Attempts to keep producing meat at our current scale while reducing its environmental impact have largely failed: Industry scientists have defended industrial agriculture using questionable emissions analyses and argued for band-aid solutions like methane digesters; on the other end of the spectrum, regenerative agriculture limits livestock’s impact on the environment, but uses a lot of grazing land to do so and produces a lot less meat, even when scaled up. In this context, using alternative products to undercut meat consumption is a tempting strategy.

If cultivated meat were ready to go today, it could help scale down animal agriculture without asking people to give up eating as much meat as they’re accustomed to. But with a likely decade-long lag before the industry is really ready to compete with conventionally raised meat, it’s not something to bet on. This means that reducing the amount of meat we produce and eat must, for the moment, be the top priority if we’re going to stave off the worst impacts of the climate crisis.

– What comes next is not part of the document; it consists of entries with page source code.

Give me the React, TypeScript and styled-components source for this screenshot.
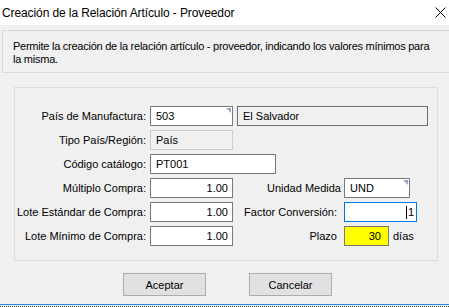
import React from "react";
import styled, { createGlobalStyle } from "styled-components";

const Global = createGlobalStyle`
  html, body { margin: 0; padding: 0; background: #f0f0f0; }
  body { font-family: "Liberation Sans", Arial, sans-serif; font-size: 11px; color: #000; overflow: hidden; }
`;

const Window = styled.div`
  width: 449px;
  height: 307px;
  display: flex;
  flex-direction: column;
  background: #f0f0f0;
  overflow: hidden;
`;

const TitleBar = styled.div`
  height: 25px;
  background: #fff;
  display: flex;
  align-items: center;
  justify-content: space-between;
  padding-left: 2px;
  flex-shrink: 0;
`;

const Title = styled.span`
  font-family: "Liberation Sans", Arial, sans-serif;
  font-size: 12px;
  letter-spacing: -0.1px;
  color: #000;
`;

const CloseBtn = styled.div`
  width: 24px;
  height: 25px;
  display: flex;
  align-items: center;
  justify-content: center;
  margin-right: -3px;
`;

const DescBox = styled.div`
  margin: 5px -4px 0 2px;
  height: 43px;
  box-sizing: border-box;
  border: 1px solid #d9d9d9;
  padding: 9px 0 0 10px;
  line-height: 13px;
  letter-spacing: -0.25px;
  white-space: nowrap;
`;

const GroupBox = styled.div`
  margin: 14px 0 0 14px;
  width: 424px;
  height: 174px;
  box-sizing: border-box;
  border: 1px solid #dcdcdc;
  padding-top: 18px;
  display: grid;
  grid-auto-rows: 20px;
  row-gap: 4px;
`;

const Row = styled.div`
  display: flex;
  align-items: center;
  height: 20px;
`;

const Label = styled.div<{ $w: number; $pad?: number }>`
  width: ${(p) => p.$w}px;
  padding-right: ${(p) => p.$pad ?? 4}px;
  box-sizing: border-box;
  text-align: right;
  white-space: nowrap;
  flex-shrink: 0;
`;

const Field = styled.div<{
  $w: number;
  $kind?: "edit" | "readonly" | "display" | "focus" | "yellow";
  $align?: "left" | "right";
  $pr?: number;
  $ml?: number;
}>`
  position: relative;
  width: ${(p) => p.$w}px;
  height: 20px;
  margin-left: ${(p) => p.$ml ?? 0}px;
  box-sizing: border-box;
  flex-shrink: 0;
  display: flex;
  align-items: center;
  justify-content: ${(p) => (p.$align === "right" ? "flex-end" : "flex-start")};
  padding-left: 5px;
  padding-right: ${(p) => p.$pr ?? 4}px;
  white-space: nowrap;
  background: ${(p) =>
    p.$kind === "readonly" || p.$kind === "display"
      ? "#f0f0f0"
      : p.$kind === "yellow"
      ? "#ffff00"
      : "#fff"};
  border: 1px solid
    ${(p) =>
      p.$kind === "readonly"
        ? "#cccccc"
        : p.$kind === "focus"
        ? "#0078d7"
        : p.$kind === "display"
        ? "#6d6d6d"
        : "#7a7a7a"};
`;

const Corner = styled.span`
  position: absolute;
  top: 1px;
  right: 1px;
  width: 0;
  height: 0;
  border-top: 5px solid #93a9c8;
  border-left: 5px solid transparent;
`;

const Caret = styled.span`
  display: inline-block;
  width: 1px;
  height: 13px;
  background: #000;
  margin-right: 1px;
`;

const Suffix = styled.span`
  margin-left: 4px;
`;

const ButtonBar = styled.div`
  display: flex;
  margin: 12px 0 0 123px;
  gap: 43px;
`;

const Button = styled.button`
  width: 83px;
  height: 23px;
  box-sizing: border-box;
  background: #e1e1e1;
  border: 1px solid #adadad;
  font-family: "Liberation Sans", Arial, sans-serif;
  font-size: 11px;
  color: #000;
  padding: 0;
`;

const BlueLine = styled.div`
  margin-top: 8px;
  height: 1px;
  background: #2b87d8;
`;

const DotLine = styled.div`
  margin-top: 1px;
  height: 0;
  border-top: 1px dotted #444;
`;

export default function App() {
  return (
    <Window>
      <Global />
      <TitleBar>
        <Title>Creación de la Relación Artículo - Proveedor</Title>
        <CloseBtn>
          <svg width="11" height="11" viewBox="0 0 11 11">
            <path d="M0.5 0.5 L10.5 10.5 M10.5 0.5 L0.5 10.5" stroke="#000" strokeWidth="1" />
          </svg>
        </CloseBtn>
      </TitleBar>
      <DescBox>
        Permite la creación de la relación artículo - proveedor, indicando los valores mínimos para
        <br />
        la misma.
      </DescBox>
      <GroupBox>
        <Row>
          <Label $w={135}>País de Manufactura:</Label>
          <Field $w={83}>
            503
            <Corner />
          </Field>
          <Field $w={191} $kind="display" $ml={4}>
            El Salvador
          </Field>
        </Row>
        <Row>
          <Label $w={135}>Tipo País/Región:</Label>
          <Field $w={83} $kind="readonly">
            País
          </Field>
        </Row>
        <Row>
          <Label $w={135}>Código catálogo:</Label>
          <Field $w={126}>PT001</Field>
        </Row>
        <Row>
          <Label $w={135}>Múltiplo Compra:</Label>
          <Field $w={83} $align="right">
            1.00
          </Field>
          <Label $w={111} $pad={3}>Unidad Medida</Label>
          <Field $w={66}>
            UND
            <Corner />
          </Field>
        </Row>
        <Row>
          <Label $w={135}>Lote Estándar de Compra:</Label>
          <Field $w={83} $align="right">
            1.00
          </Field>
          <Label $w={111} $pad={7}>Factor Conversión:</Label>
          <Field $w={73} $kind="focus" $align="right" $pr={2}>
            <Caret />1
          </Field>
        </Row>
        <Row>
          <Label $w={135}>Lote Mínimo de Compra:</Label>
          <Field $w={83} $align="right">
            1.00
          </Field>
          <Label $w={111} $pad={7}>Plazo</Label>
          <Field $w={45} $kind="yellow" $align="right" $pr={7}>
            30
          </Field>
          <Suffix>días</Suffix>
        </Row>
      </GroupBox>
      <ButtonBar>
        <Button>Aceptar</Button>
        <Button>Cancelar</Button>
      </ButtonBar>
      <BlueLine />
      <DotLine />
    </Window>
  );
}
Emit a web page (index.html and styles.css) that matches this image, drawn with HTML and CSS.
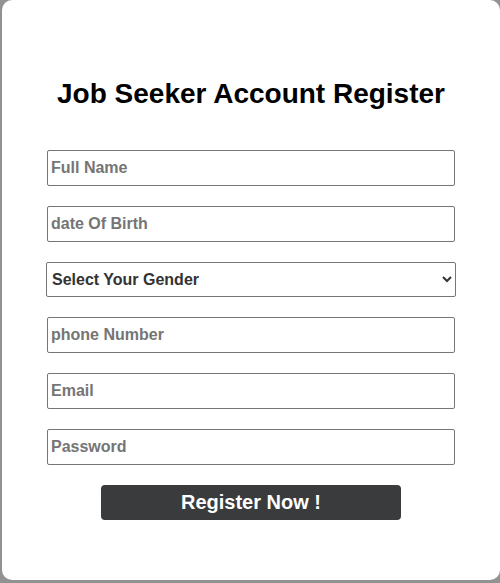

Dismantling the subsidies that enable our excessive meat consumption should come first.

Even if the initial result is just that meat becomes more expensive, we know this has a big impact on meat consumption: Surges in meat prices (tied to high feed costs) in 2008 and 2020 pushed meat consumption down considerably. Making meat less affordable may not be a popular prospect, but it’s certainly one that we can adapt to. The long history of vegetarianism worldwide — and its popularity in the U.S. during previous periods of economic hardship — shows that people’s food preferences are malleable when they need to be.